JF: We used to have someone on our team who was very task oriented and he was like, “Okay, let me create a checklist and then I can just go out and, if companies hit the checklist, then I know we should invest.” And I was like, “yeah, no, that doesn’t work.” It’s like pornography, you know it when you say it. I said, “if there’s a checklist, let’s say there’s 12 items, every company is going to fail on two or three items that we ended up investing in, it would just be a different two or three.” At the early stage, it is very qualitative, not quantitative, so when you have a founder comes in, you clearly want someone who’s a leader, someone who you want to work with, and wants to work with you. You want someone who can sell because, ultimately, the day they start a company it’s an idea and they’re saying to someone, “give me $100,000 for 10 percent of this company,” and suddenly it’s worth $1 million dollars. They have to convince someone to hand it over, so you need people who are going to raise money, who can sell customers, who have a vision, a direction where things are going. If you’re going to a money manager and you’re going to give him money to manage, you go, “do they make good decisions? Do they have a good process? Will they make all those small little decisions to take the money I give them and make it bigger?” In the same way, when you go to a founder, you go, “are they going to make all the micro decisions that make sense?” So, yes, it is very people driven but we also want something that can be a business, not just a science experiment. So, some founders come in and they’re very technical and they go, “we’ve got this great technology that can be used for 10 different things, give us money.” And we’re like, “okay, but which is the first thing? What are the metrics? How would you make that into a business where you spend $1 and you get $3 back.” So, we’re a very numbers driven firm. CEOs tend not to be CPAs, for some reason, but we really like them to understand contribution margins, product line P&Ls, the management accounting side of their business; we think that is an essential skill set. And if they don’t have it, can we help them and train them and get them the service providers to do that?
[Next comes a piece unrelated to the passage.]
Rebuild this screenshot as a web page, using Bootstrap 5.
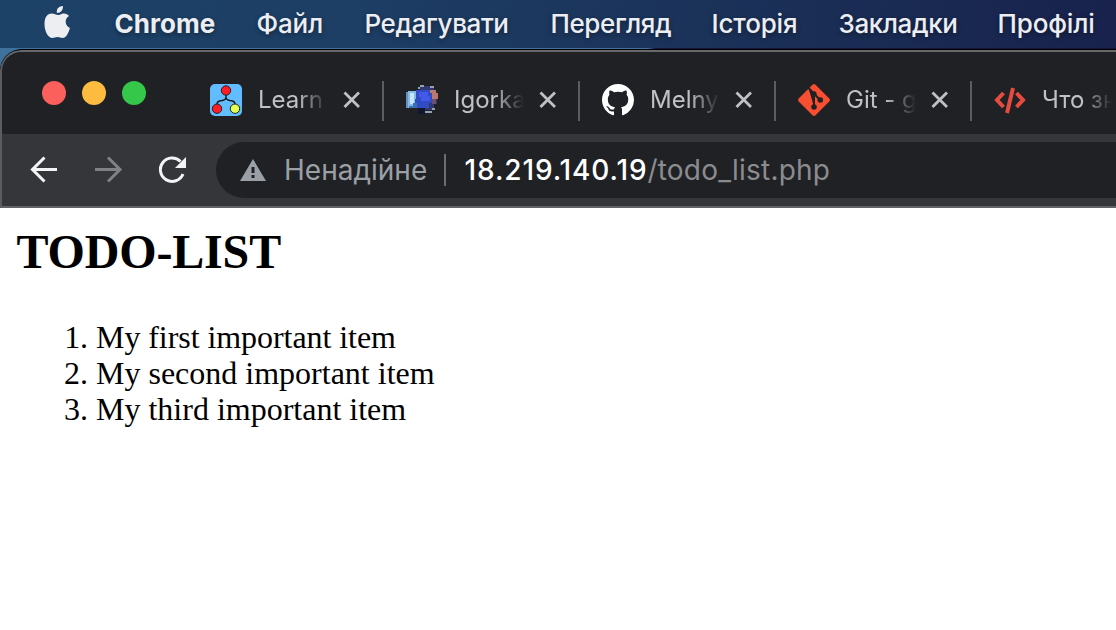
<!DOCTYPE html>
<html lang="uk">
<head>
<meta charset="utf-8">
<title>TODO-LIST</title>
<link href="https://cdn.jsdelivr.net/npm/bootstrap@5.3.0/dist/css/bootstrap.min.css" rel="stylesheet">
<style>
body{width:1116px;height:630px;overflow:hidden;background:#fff;font-family:Inter,"Liberation Sans",sans-serif}
svg{display:block;flex:none}
.menubar{height:48px;background:linear-gradient(90deg,#1d4267 0,#1d3e65 350px,#1b3259 700px,#18224d 1116px);color:#eceef2;font-size:26px;font-weight:500;line-height:48px;text-shadow:0 2px 5px #0006}
.menu-grid{display:grid;grid-template-columns:70.500px 142px 108px 186px 161px 127px 159px 118px;padding-left:44px}
.menu-grid span{white-space:nowrap;letter-spacing:-.4px}
.menu-grid .app-name{letter-spacing:.05px}
.menu-grid .loose{letter-spacing:-.15px}
.desktop{background:linear-gradient(90deg,#3e719b 0,#3e719b 648px,#11163a 655px);height:160px;padding-top:1px}
.browser{height:159px;border-top-left-radius:22px;border-top:1px solid #000;background:#202124;overflow:hidden}
.chrome-edge{height:158px;border-top:2px solid #68696c;border-left:2px solid #5b5c60;border-top-left-radius:21px;overflow:hidden}
.tabs-row{height:82px}
.dots{padding:29px 0 0 40px;width:208px;gap:16px}
.dots i{width:24px;height:24px;border-radius:50%}
.tab-item{width:196px;height:38px;margin-top:29px;color:#bfc1c5;font-size:24px;position:relative}
.tab-item+.tab-item::before{content:"";position:absolute;left:-24px;top:0;width:2px;height:40px;background:#5b5d61}
.tab-name{width:70px;margin-left:16px;overflow:hidden;white-space:nowrap;line-height:36px;-webkit-mask-image:linear-gradient(90deg,#000 40px,transparent 70px)}
.tab-close{margin-left:15px}
.toolbar-row{height:74px;background:#35363a;border-bottom:2px solid #626367}
.address{height:56px;width:900px;border-radius:28px 0 0 28px;background:#202124;font-size:28px;line-height:56px;white-space:nowrap}
.security{width:160px;margin-left:18px;color:#9aa0a6}
.host{margin-left:18.500px;color:#fff;font-weight:450;letter-spacing:.88px}
.url-path{color:#8b8c8f;letter-spacing:.2px}
.divider{width:2px;height:32px;background:#6b6d71}
.page{font-family:"Liberation Serif",serif;color:#000;padding:16px}
.page h1{font-size:48px;font-weight:700;line-height:56px;letter-spacing:-.15px;margin:0 0 39px .5px}
.page ol{font-size:32px;line-height:36px;padding-left:80px;margin:0}
.page li:first-child{letter-spacing:-.06px}
</style>
<script src="https://cdn.jsdelivr.net/npm/bootstrap@5.3.0/dist/js/bootstrap.bundle.min.js"></script>
</head>
<body>
<header class="menubar"><div class="menu-grid">
<svg width="27" height="48" viewBox="0 0 27 48" fill="#eceef2"><path d="M13 13C12 9 15 6 19 6C19 10 17 13 13 13ZM14 15C17 15 17 13.500 20 13.500C22 13.500 24 14.500 25 16C20 19 21 26 26 28C24.500 33 22 38 18.500 38C16.500 38 16 37 13.500 37C11 37 10.500 38 8.500 38C4 38 .5 31 .5 24C.5 17 3.500 13.500 7.500 13.500C10.500 13.500 12 15 14 15Z"/></svg>
<span class="fw-bold app-name">Chrome</span><span class="loose">Файл</span><span>Редагувати</span><span>Перегляд</span><span class="loose">Історія</span><span>Закладки</span><span class="loose">Профілі</span>
</div></header>
<div class="desktop"><div class="browser"><div class="chrome-edge">
<div class="tabs-row d-flex">
<div class="dots d-flex flex-shrink-0"><i style="background:#fc605c"></i><i style="background:#fdbc40"></i><i style="background:#34c749"></i></div>
<div class="tab-item d-flex flex-shrink-0 align-items-center">
<svg width="32" height="32" viewBox="0 0 32 32"><rect width="32" height="32" rx="5" fill="#61bdff"/><path d="M16 10V13Q16 16 12 16.500Q7 17 7 20M16 13Q16 16 20 16.500Q25 17 25 20" fill="none" stroke="#111" stroke-width="1.300"/><g stroke="#222" stroke-width="1"><circle cx="16" cy="6.500" r="4.700" fill="#ff1c24"/><circle cx="7" cy="24.700" r="4.700" fill="#ff1c24"/><circle cx="25" cy="24.700" r="4.700" fill="#e4ff4e"/></g></svg>
<span class="tab-name">Learn</span><svg class="tab-close" width="18" height="18" viewBox="0 0 18 18" stroke="#bfc1c5" stroke-width="2.800"><path d="M1.500 1.500 16 16M16 1.500 1.500 16"/></svg></div>
<div class="tab-item d-flex flex-shrink-0 align-items-center">
<svg width="32" height="32" viewBox="0 0 32 32" shape-rendering="crispEdges"><path d="M14 2h10v2h4v4h3v12h-3v6H14Z" fill="#303a70"/><path d="M14 1h4v2h-4ZM12 3h2v2h-2ZM24 2h4v2h-4ZM18 27h8v2h-8ZM26 24h3v2h-3Z" fill="#99a0b3"/><path d="M24 6h6v3h2v6h-6v-5h-2Z" fill="#b9786c"/><path d="M26 15h4v5h-4Z" fill="#6c4e6e"/><path d="M0 8h4v16H0Z" fill="#668fc0"/><path d="M2 7h9v17H2Z" fill="#86b9e6"/><path d="M4 9h4v11H4Z" fill="#c5e7f6"/><path d="M10 6h14v3h2v10h-3v5H9Z" fill="#304cc5"/><path d="M13 8h9v4h2v5h-9v-4h-2Z" fill="#4259ea"/><path d="M7 19h4v5H3v-2h4Z" fill="#3d70b2"/><path d="M12 24h7v6h-7Z" fill="#11152f"/></svg>
<span class="tab-name">Igorka</span><svg class="tab-close" width="18" height="18" viewBox="0 0 18 18" stroke="#bfc1c5" stroke-width="2.800"><path d="M1.500 1.500 16 16M16 1.500 1.500 16"/></svg></div>
<div class="tab-item d-flex flex-shrink-0 align-items-center">
<svg width="32" height="32" viewBox="0 0 16 16" fill="#fff"><path d="M8 0C3.580 0 0 3.580 0 8c0 3.540 2.290 6.530 5.470 7.590.4.070.55-.17.55-.38 0-.19-.01-.82-.01-1.490-2.010.37-2.530-.49-2.690-.94-.09-.23-.48-.94-.82-1.130-.28-.15-.68-.52-.01-.53.63-.01 1.080.58 1.230.82.72 1.210 1.870.87 2.330.66.07-.52.28-.87.51-1.070-1.780-.2-3.640-.89-3.640-3.950 0-.87.31-1.590.82-2.150-.08-.2-.36-1.020.08-2.120 0 0 .67-.21 2.200.82.64-.18 1.320-.27 2-.27s1.360.09 2 .27c1.530-1.040 2.200-.82 2.200-.82.44 1.100.16 1.920.08 2.120.51.56.82 1.270.82 2.150 0 3.070-1.870 3.750-3.650 3.950.29.25.54.73.54 1.480 0 1.070-.01 1.930-.01 2.200 0 .21.15.46.55.38A8.010 8.010 0 0 0 16 8c0-4.420-3.580-8-8-8"/></svg>
<span class="tab-name">Melny</span><svg class="tab-close" width="18" height="18" viewBox="0 0 18 18" stroke="#bfc1c5" stroke-width="2.800"><path d="M1.500 1.500 16 16M16 1.500 1.500 16"/></svg></div>
<div class="tab-item d-flex flex-shrink-0 align-items-center">
<svg width="32" height="32" viewBox="0 0 32 32"><path d="M14.500.7.700 14.500Q-.5 16 .7 17.500L14.500 31.300Q16 32.500 17.500 31.300L31.300 17.500Q32.500 16 31.300 14.500L17.500.7Q16-.5 14.500.7Z" fill="#f84e31"/><g stroke="#202124" stroke-width="2" fill="#202124"><path d="M10.500 4 16 9.500V23M16 9.500 22 16"/><circle cx="16" cy="9.800" r="1.600"/><circle cx="22.300" cy="16" r="1.800"/><circle cx="16" cy="23" r="1.800"/></g></svg>
<span class="tab-name">Git - g</span><svg class="tab-close" width="18" height="18" viewBox="0 0 18 18" stroke="#bfc1c5" stroke-width="2.800"><path d="M1.500 1.500 16 16M16 1.500 1.500 16"/></svg></div>
<div class="tab-item d-flex flex-shrink-0 align-items-center">
<svg width="32" height="32" viewBox="0 0 32 32" fill="none" stroke="#e64b40" stroke-width="4"><path d="M9.500 9 3 16l6.500 7M22.500 9l6.500 7-6.500 7M19 4l-6 25"/></svg>
<span class="tab-name">Что зн</span></div>
</div>
<div class="toolbar-row d-flex align-items-center">
<svg width="214" height="72" viewBox="0 0 214 72" fill="none" stroke-width="3"><path d="M55 35.500H31M42.500 23.500 30.500 35.500 42.500 47.500" stroke="#f3f4f6"/><path d="M93 35.500h24M106 23.500 118 35.500 106 47.500" stroke="#808185"/><path d="M181 40A11.700 11.700 0 1 1 178.500 27.500" stroke="#f3f4f6"/><path d="M184 23v11h-11z" fill="#f3f4f6"/></svg>
<div class="address d-flex align-items-center">
<svg class="ms-4" width="26" height="22" viewBox="0 0 26 22" fill="#9aa0a6"><path fill-rule="evenodd" d="M13 0 26 22H0ZM11.500 8h3v6h-3zM11.500 16h3v3h-3z"/></svg>
<span class="security">Ненадійне</span><i class="divider"></i><span class="host">18.219.140.19</span><span class="url-path">/todo_list.php</span>
</div></div>
</div></div></div>
<main class="page"><h1>TODO-LIST</h1><ol><li>My first important item</li><li>My second important item</li><li>My third important item</li></ol></main>
</body>
</html>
We want them to be people who listen. We like them to listen to us, every now and then we have a good idea, but listen to the marketplace. So, early revenue is important and if you have the CEO who goes, “no, I’m going to build it and in four years this is going to be great. And then we can think about how to monetize it,” you’re probably not the CEO for us. So, we like early revenues, not just because it’s a cheap form of capital but the information content is incredibly high in revenue. “Oh, you like this and not that? I’ll do more of this and less of that.” It’s incredibly instructive as opposed to someone who says, “I’ll spend $5 or $10 million building out something and then turn it on,”” and no one really cares.
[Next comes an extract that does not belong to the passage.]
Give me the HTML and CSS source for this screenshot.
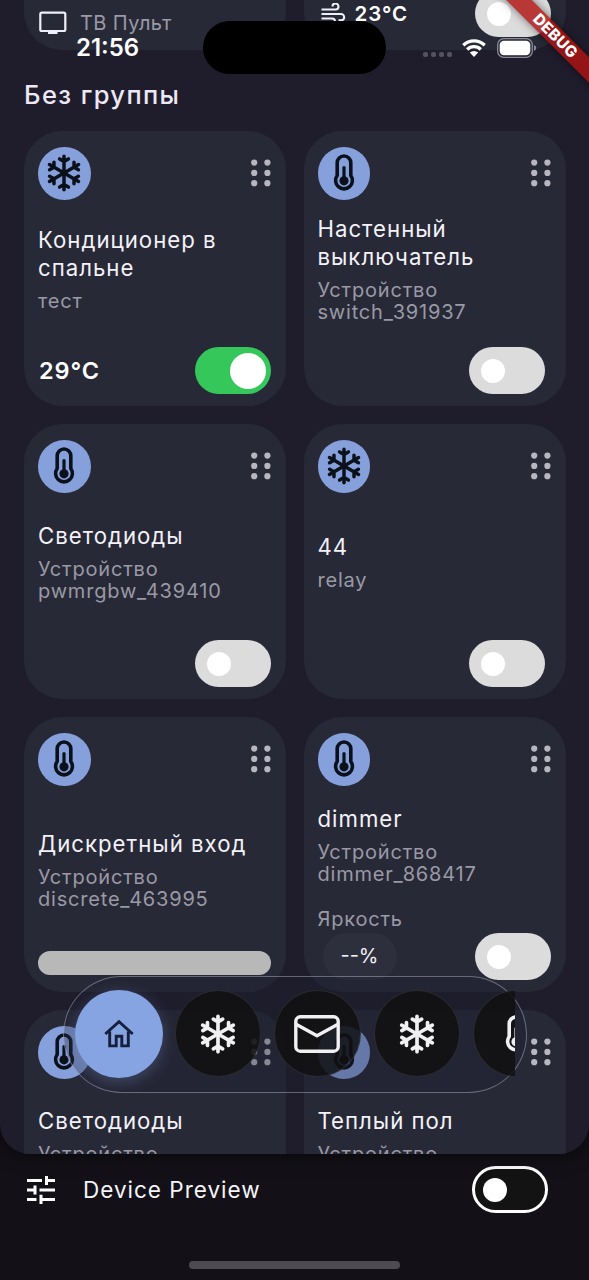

VN: Let’s talk about ffVC and your differentiation, starting with LPs. Are you going after the same LPs as other firms? And what’s your pitch to them to say, “here’s why I should deploy your capital”?
JF: Someone once put it to me like this, “a VC is a fundraiser who, every now and then, gets to invest.” So, the VCs are the lifeblood of this business and there are people who invest in many funds, maybe there’s a few who only invest in one fund, but they’re fairly small. So, generally, you’re talking to the same LPs. Now, fund size is important; if you have an LP who can only cut a $15 million check, you don’t go to him or her with a $40 million fund. So, you have to find the ones who play in the area you like to play in, that understand what you bring to the table, that works for their particular investment schedule right now, that they have a bandwidth for, that they’re interested in. So, there’s a lot of courtship in fundraising and that’s fine. It’s just the nature of the beast but it does take a lot of time and energy. It’s their hard earned money that they’re trusting us with so we want to give them as much transparency into how things are performing, access to the companies, access to subsequent rounds and the like because we think that’s important. We built the organization around that aspect.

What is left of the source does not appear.